James DeMarco grew up in the leafy suburbs of Watertown, Massachusetts, where the sound of a hockey puck striking a glove was as familiar as the neighborhood chatter.
Early Roots on the Ice
He first laced up skates at the age of five, quickly discovering that his happiest moments came when he stood between the pipes, eyes fixed on the incoming puck, ready to make a save.
That same youthful energy spilled into sketchbooks, where he began to translate the rhythm of the game into drawings, giving life to a character he named Small Saves.
The Birth of Small Saves
First sketched in 1991, Small Saves started as a simple doodle but soon grew into a full‑blown alter ego that embodied DeMarco’s ideal day: a morning spent guarding the net, followed by an evening of ink and imagination.

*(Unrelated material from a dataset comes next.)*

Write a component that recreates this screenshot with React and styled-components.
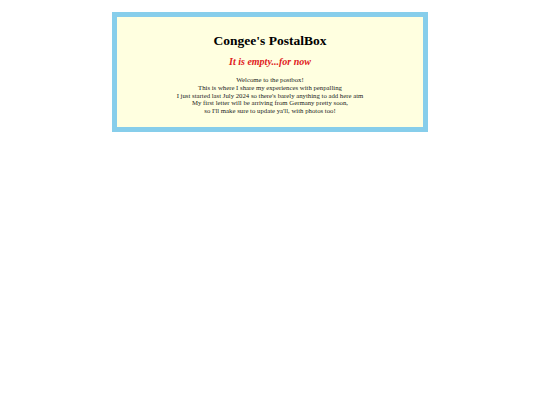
import React from 'react';
import styled, { createGlobalStyle } from 'styled-components';

const GlobalStyle = createGlobalStyle`
  body {
    margin: 0;
    background: #ffffff;
    font-family: "Liberation Serif", "Times New Roman", serif;
  }
`;

const PostalBox = styled.div`
  box-sizing: border-box;
  width: 316px;
  height: 120px;
  margin: 12px auto 0;
  padding: 16px 10px 0;
  border: 5px solid #87ceeb;
  background: #ffffe0;
  text-align: center;
  color: #000;
`;

const Title = styled.h1`
  margin: 0;
  font-size: 13.5px;
  font-weight: bold;
  line-height: 16px;
`;

const Status = styled.h2`
  margin: 7px 0 0;
  font-size: 10px;
  font-style: italic;
  font-weight: bold;
  line-height: 12px;
  color: #e02020;
`;

const Message = styled.p`
  margin: 8px 0 0;
  font-size: 6.75px;
  line-height: 7.8px;
  color: #222;
`;

const lines = [
  'Welcome to the postbox!',
  'This is where I share my experiences with penpalling',
  "I just started last July 2024 so there's barely anything to add here atm",
  'My first letter will be arriving from Germany pretty soon,',
  "so I'll make sure to update ya'll, with photos too!",
];

const App = () => (
  <>
    <GlobalStyle />
    <PostalBox>
      <Title>Congee's PostalBox</Title>
      <Status>It is empty...for now</Status>
      <Message>
        {lines.map((line, i) => (
          <React.Fragment key={i}>
            {line}
            {i < lines.length - 1 && <br />}
          </React.Fragment>
        ))}
      </Message>
    </PostalBox>
  </>
);

export default App;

Over the decades the cartoon has taken on a personality of its own, becoming a visual diary of saves, missed shots and the quiet triumphs that only a goaltender can appreciate.
An Ideal Day
For DeMarco, a perfect day is measured by the crisp snap of a glove catching a puck and the smooth glide of a pencil across paper, each activity reinforcing the other in a feedback loop of focus and creativity.
Friends and teammates often find him at the rink before sunrise, then later at his kitchen table, where the character Small Saves watches over a fresh batch of sketches, reminding him that the game and the art are two sides of the same passion.